Murray described one emerging tech E&O policy that CFC had written in Canada recently. The insured company operated an online multi-player horse-themed roleplaying game in which users are immersed into an adventure island. Users can care and train horses, interact with other players and solve challenges and mysteries.

With traditional tech companies, revenue is used to price and rate the exposure. But with these platforms (which Murray describes as effectively an “evolved social network” with the game overlaid on top), exposure is driven by interactions between users. “The more interactions you’ve got, the more I might talk with another horse owner, the more chances there are for defamatory or offensive user-generated content. That’s going to drive those vicarious liability suits against the insured.”

Many games also operate on a freemium model, so players can play up to the level they can without purchasing anything, while some will purchase more than others. So, CFC had to find another way other than revenue to rate the account and poll the relevant exposure: they used a tool to measure how popular a certain game, app or website was.

With another role-playing game, players had the ability to speed up the character or story-line progress by spending real-world currency. Players grouped together to form clans and spent significant amounts of currency to develop their characters. But one clan “had become extremely powerful in an impossibly short amount of time,” and it was discovered they were using hacks to enhance the characters.

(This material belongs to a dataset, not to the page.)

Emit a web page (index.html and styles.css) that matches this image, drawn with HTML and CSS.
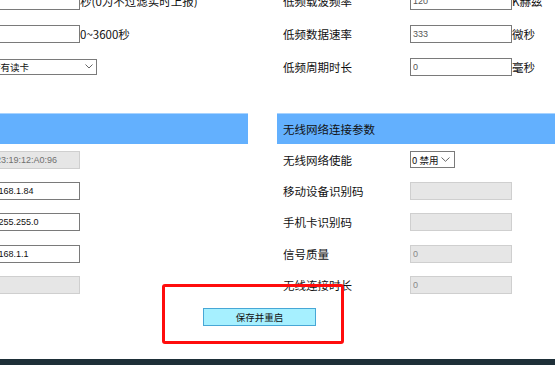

When the non-cheating clan brought this to the attention of the game moderator, they failed to act. The first clan brought a legal action against the studio for failing to appropriately protect the status of the legitimate characters and clan, and failing to act against the hacking claim. They claimed compensation of lost time, monetary investment, loss of enjoyment and legal fees, and were successful.

“It’s that type of claim you couldn’t imagine in a million years,” Murray said. “If you’re not familiar with these types of exposures and these types of games, how could you even begin to underwrite that and provide them with the appropriate cover?”